The Art of Making Predictions
By David Burda | January 8, 2016

Starting in mid-December and running through the end of January, my inbox, news feeds and social media channels are ripe with year-end reviews and year-ahead outlooks. I’m a news junky, so I read the reviews for pleasure to test my recall of all the big stories.
I’m also a healthcare business journalist, so I read all the outlooks to get a sense of what I might be writing about over the next 12 months.
My favorite type of industry outlook is one that makes predictions about what will and won’t happen over the next year — the more specific the prediction, the more I like it. I also think outlooks that make specific predictions create more fruitful earned media opportunities for the brands that make them, especially if those predictions end up coming true.
To explain why, let’s start with the types of predictions that don’t work. There are two: watered-down and self-serving. Watered-down predictions are so general and so safe that any self-proclaimed expert can make them and think they sound smart. To avoid embarrassment, I won’t identify the organizations whose experts predicted that healthcare reform will continue to have a major impact on the healthcare system in 2016, and that concerns over healthcare costs will continue to drive strategic business decisions by all industry stakeholders this year. Zzzzzzz. Watered-down predictions fail because they don’t provide useful content to their audience, and their earned media chances are as slim as their insight.
Self-serving predictions typically foresee more of something that will create more demand for whatever the prognosticating company is selling. Again without naming names, a cybersecurity firm forecasts more healthcare data breaches, a telemedicine firm said 2016 will be the year of telemedicine, and a generic drug manufacturer is sure that the prices of brand-name drugs will continue to rise this year. Good for them, but not good for earned media opportunities. Credible media outlets will recognize the lack of credibility in those predictions and likely will take a pass.
So what makes predictions useful, and what makes them credible? Let’s start with the former. Useful predictions make an audience think about something they haven’t thought about before or had thought about before but were afraid to utter it out loud. Useful predictions also live somewhere between plausible and reasonable based on facts and trends known to the audience. And useful predictions give their audience valuable insights that could have a material impact on how they run their organizations and corporations. They may adjust their business plan, business practices or even their business model based on those valuable insights. More than a fun read, they’re useful market intelligence.
Examples of useful predictions include the ECRI Institute’s Top 10 Health Technology Hazards for 2016 (watch out for those dirty endoscopes) and the PwC Health Research Institute’s Top 10 Health Industry Issues for 2016 (ready to Skype with your doctor?).

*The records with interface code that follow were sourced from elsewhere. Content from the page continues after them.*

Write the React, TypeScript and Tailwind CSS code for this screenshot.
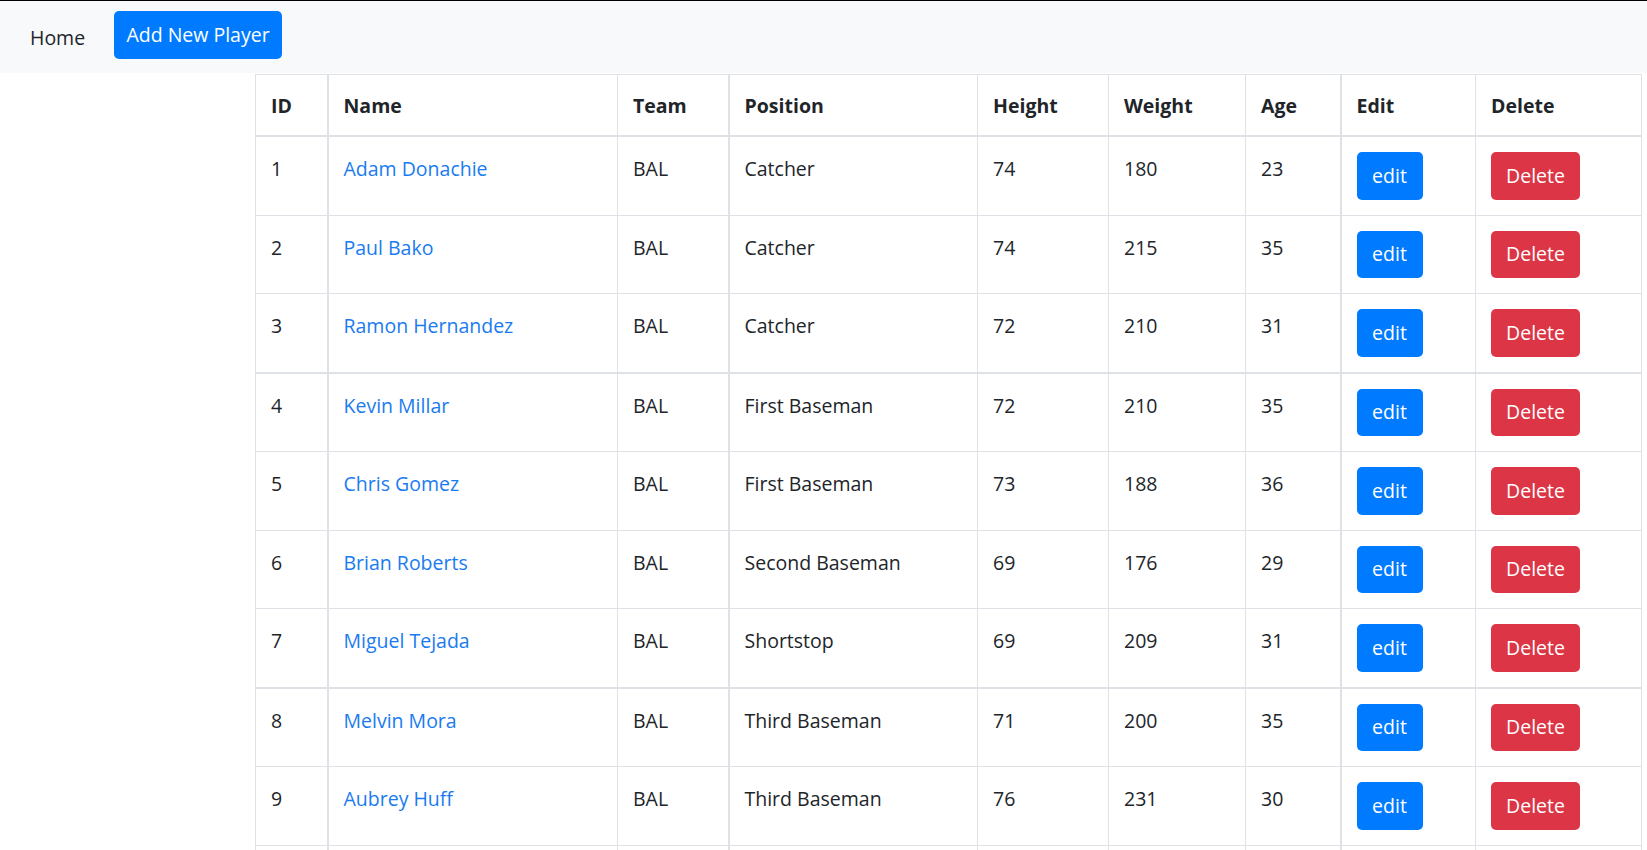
import React from "react";

interface Player {
  id: number;
  name: string;
  team: string;
  position: string;
  height: number;
  weight: number;
  age: number;
}

const players: Player[] = [
  { id: 1, name: "Adam Donachie", team: "BAL", position: "Catcher", height: 74, weight: 180, age: 23 },
  { id: 2, name: "Paul Bako", team: "BAL", position: "Catcher", height: 74, weight: 215, age: 35 },
  { id: 3, name: "Ramon Hernandez", team: "BAL", position: "Catcher", height: 72, weight: 210, age: 31 },
  { id: 4, name: "Kevin Millar", team: "BAL", position: "First Baseman", height: 72, weight: 210, age: 35 },
  { id: 5, name: "Chris Gomez", team: "BAL", position: "First Baseman", height: 73, weight: 188, age: 36 },
  { id: 6, name: "Brian Roberts", team: "BAL", position: "Second Baseman", height: 69, weight: 176, age: 29 },
  { id: 7, name: "Miguel Tejada", team: "BAL", position: "Shortstop", height: 69, weight: 209, age: 31 },
  { id: 8, name: "Melvin Mora", team: "BAL", position: "Third Baseman", height: 71, weight: 200, age: 35 },
  { id: 9, name: "Aubrey Huff", team: "BAL", position: "Third Baseman", height: 76, weight: 231, age: 30 },
];

// text cells sit a bit lower than the buttons, like the original bootstrap table
const cell = "border border-[#dee2e6] px-[15px] pt-[17px] pb-[13px] align-top";
const btnCell = "border border-[#dee2e6] px-[15px] pt-[15px] pb-[15px] align-top";
const headCell = "border border-[#dee2e6] px-[15px] pt-[16px] pb-[14px] align-top border-b-2";

function App() {
  return (
    <div
      className="min-h-[850px] bg-white text-[#212529] text-[19.5px] leading-[30px]"
      style={{ fontFamily: '"Open Sans", "Noto Sans", sans-serif' }}
    >
      <nav className="h-[73px] bg-[#f8f9fa] border-t border-black flex items-start pt-[10px] pl-[30px]">
        <a className="w-[84px] mt-[12px] text-[#212529]">Home</a>
        <button className="w-[168px] h-[48px] rounded-[5px] bg-[#007bff] text-white text-[19.5px]">
          Add New Player
        </button>
      </nav>

      <div className="pl-[255px] pr-[6px] pt-px">
        <table className="w-full table-fixed border-collapse">
          <colgroup>
            <col className="w-[72px]" />
            <col className="w-[290px]" />
            <col className="w-[111px]" />
            <col className="w-[249px]" />
            <col className="w-[131px]" />
            <col className="w-[137px]" />
            <col className="w-[95px]" />
            <col className="w-[135px]" />
            <col className="w-[166px]" />
          </colgroup>
          <thead>
            <tr className="text-left font-bold">
              <th className={`${headCell} border-r-2`}>ID</th>
              <th className={headCell}>Name</th>
              <th className={`${headCell} border-r-2`}>Team</th>
              <th className={headCell}>Position</th>
              <th className={headCell}>Height</th>
              <th className={headCell}>Weight</th>
              <th className={`${headCell} border-r-2`}>Age</th>
              <th className={headCell}>Edit</th>
              <th className={headCell}>Delete</th>
            </tr>
          </thead>
          <tbody>
            {players.map((p) => {
              const thick = p.id === 3 || p.id === 7 ? "border-b-2" : "";
              return (
                <tr key={p.id}>
                  <td className={`${cell} ${thick} border-r-2`}>{p.id}</td>
                  <td className={`${cell} ${thick}`}>
                    <a className="text-[#1a7bf0]">{p.name}</a>
                  </td>
                  <td className={`${cell} ${thick} border-r-2`}>{p.team}</td>
                  <td className={`${cell} ${thick}`}>{p.position}</td>
                  <td className={`${cell} ${thick}`}>{p.height}</td>
                  <td className={`${cell} ${thick}`}>{p.weight}</td>
                  <td className={`${cell} ${thick} border-r-2`}>{p.age}</td>
                  <td className={`${btnCell} ${thick}`}>
                    <button className="block w-[66px] h-[47.5px] rounded-[5px] bg-[#007bff] text-white">
                      edit
                    </button>
                  </td>
                  <td className={`${btnCell} ${thick}`}>
                    <button className="block w-[89px] h-[47.5px] rounded-[5px] bg-[#dc3545] text-white">
                      Delete
                    </button>
                  </td>
                </tr>
              );
            })}
            {/* next row continues below the fold; only its top edge shows */}
            <tr className="h-[78px]">
              <td className={`${cell} border-r-2`} />
              <td className={cell} />
              <td className={`${cell} border-r-2`} />
              <td className={cell} />
              <td className={cell} />
              <td className={cell} />
              <td className={`${cell} border-r-2`} />
              <td className={cell} />
              <td className={cell} />
            </tr>
          </tbody>
        </table>
      </div>
    </div>
  );
}

export default App;
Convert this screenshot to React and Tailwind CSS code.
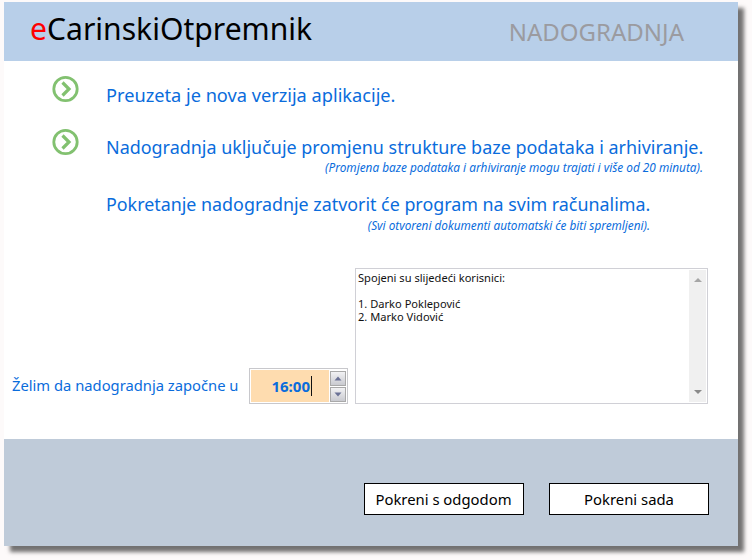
const font = { fontFamily: '"Noto Sans", "Open Sans", sans-serif' };

function Chevron({ className = "" }) {
  return (
    <svg width="28" height="28" viewBox="0 0 28 28" className={`shrink-0 ${className}`}>
      <circle cx="13.5" cy="14" r="11.7" fill="none" stroke="#82c170" strokeWidth="2.8" />
      <path d="M10.5 7.5 L17 14 L10.5 20.5" fill="none" stroke="#82c170" strokeWidth="3.2" />
    </svg>
  );
}

function SpinButton({ up }) {
  return (
    <div className="w-[16px] h-[15px] border border-[#a9a9a9] bg-[linear-gradient(#f2f2f4,#c9cad0)] flex items-center justify-center">
      <svg width="8" height="5" viewBox="0 0 8 5">
        <path d={up ? "M4 0.5 L7.5 4.5 L0.5 4.5 Z" : "M0.5 0.5 L7.5 0.5 L4 4.5 Z"} fill="#6a7196" />
      </svg>
    </div>
  );
}

export default function App() {
  return (
    <div className="w-[752px] h-[560px] bg-[#fdfafa] pt-[2px] pl-[4px] overflow-hidden" style={font}>
      <div className="w-[734px] h-[544px] bg-white flex flex-col shadow-[6px_6px_4px_rgba(0,0,0,0.55)]">
        <header className="h-[59px] shrink-0 bg-[#b8cfe9] flex items-center justify-between pl-[26px] pr-[54px]">
          <div className="text-[30.1px] leading-none text-black pb-[4px]">
            <span className="text-[#ff0000]">e</span>CarinskiOtpremnik
          </div>
          <div className="text-[24px] leading-none text-[#9b9ba0]">NADOGRADNJA</div>
        </header>

        <main className="flex-1 flex flex-col">
          <div className="flex pl-[48px] pt-[14px] h-[63px]">
            <Chevron />
            <p className="ml-[26px] mt-[8px] text-[18.2px] leading-[24px] text-[#0a6cdc]">Preuzeta je nova verzija aplikacije.</p>
          </div>
          <div className="flex pl-[48px] h-[59px]">
            <Chevron className="mt-[4px]" />
            <div className="ml-[26px] w-[597px] mt-[11px]">
              <p className="text-[17.94px] leading-[24px] text-[#0a6cdc] whitespace-nowrap">Nadogradnja uključuje promjenu strukture baze podataka i arhiviranje.</p>
              <p className="text-[11.8px] leading-[14px] mt-[1px] italic text-[#0a6cdc] text-right whitespace-nowrap">(Promjena baze podataka i arhiviranje mogu trajati i više od 20 minuta).</p>
            </div>
          </div>
          <div className="pl-[102px] pt-[9px] w-[646px]">
            <p className="text-[17.88px] leading-[24px] text-[#0a6cdc] whitespace-nowrap">Pokretanje nadogradnje zatvorit će program na svim računalima.</p>
            <p className="text-[11.75px] leading-[14px] mt-[2px] italic text-[#0a6cdc] text-right whitespace-nowrap">(Svi otvoreni dokumenti automatski će biti spremljeni).</p>
          </div>

          <div className="flex items-end pl-[8px] mt-[36px]">
            <label className="text-[14.75px] leading-[20px] text-[#0a6cdc] whitespace-nowrap w-[237px] pb-[9px]">Želim da nadogradnja započne u</label>
            <div className="w-[99px] h-[36px] border border-[#c8c8cc] flex items-center p-[1px]">
              <div className="w-[81px] h-[32px] bg-[#fedcaf] flex items-center justify-end pr-[17px]">
                <span className="text-[15px] font-bold text-[#0a6cdc] leading-none">16:00</span>
                <span className="w-[1px] h-[20px] bg-[#111] ml-[1px]" />
              </div>
              <div className="ml-[1px] flex flex-col gap-[1px]">
                <SpinButton up />
                <SpinButton />
              </div>
            </div>
            <div className="ml-[7px] w-[353px] h-[136px] border border-[#d0d0d6] flex p-[1px]">
              <div className="flex-1 text-[11.1px] leading-[13px] text-[#111] pl-[1px] pt-[1px] whitespace-pre-line">
                {"Spojeni su slijedeći korisnici:\n\n1. Darko Poklepović\n2. Marko Vidović"}
              </div>
              <div className="w-[17px] bg-[#f0f0f0] flex flex-col items-center justify-between py-[8px]">
                <svg width="8" height="4" viewBox="0 0 8 4"><path d="M4 0 L8 4 L0 4 Z" fill="#a6a6a6" /></svg>
                <svg width="8" height="4" viewBox="0 0 8 4"><path d="M0 0 L8 0 L4 4 Z" fill="#8a8a8a" /></svg>
              </div>
            </div>
          </div>
        </main>

        <footer className="h-[107px] shrink-0 bg-[#bfcbd9] flex justify-end gap-[25px] pt-[44px] pr-[29px]">
          <button className="w-[160px] h-[32px] bg-white border border-black text-[14.85px] text-black pr-[1px]">Pokreni s odgodom</button>
          <button className="w-[160px] h-[32px] bg-white border border-black text-[14.85px] text-black">Pokreni sada</button>
        </footer>
      </div>
    </div>
  );
}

Let’s discuss the latter — credible predictions. What makes credible predictions credible are source and track record. Does the person or organization making the prediction possess industry credibility in and of itself? You’re probably too young to remember the famous line from a brokerage house advertising campaign that went: “When E.F. Hutton talks, people listen.” But that’s the point. The prediction is credible because the source is credible.
Examples of credible predictions from credible sources include the Cleveland Clinic’s Top 10 Medical Innovations for 2016 and John Halamka’s 2016 Predictions for Health IT. Halamka is a physician and CIO at Beth Israel Deaconess Medical Center in Boston and one of the healthcare industry’s leading authorities on health information technology. His predictions appeared in his blog in Healthcare IT News. And the Cleveland Clinic is, well, the Cleveland Clinic. Both the clinic and Halamka got a lot of pub for their forecasts simply because of who they are.
Predictions also gain credibility if past predictions by the person or organization have come true. I’ve never met a healthcare futurist who ever admitted to getting a prediction wrong. But I do remember a few predictions that they did get right. Among them were the acceptance of physician-assisted suicide and legalization of medical marijuana. (I also know a healthcare executive whose business ventures invariably fail, so I stopped reporting them as the next big thing after the third failure.)
One prediction for 2016 that I’ll be watching is one made by Forrester Research that said it expects ransomware for patients’ medical devices and health wearables. The prediction generated a lot of earned media for Forrester and will make an even bigger story if it comes true. And it gave me yet another reason to avoid a pacemaker and a Fitbit.
Many brands inside and outside of healthcare may think making predictions for their industry is beneath them, or perhaps they’re just too conservative culturally to go out on a limb. But when done right, becoming one of your industry’s leading forecasters will create multiple and regular earned media opportunities for your brand. That’s my prediction.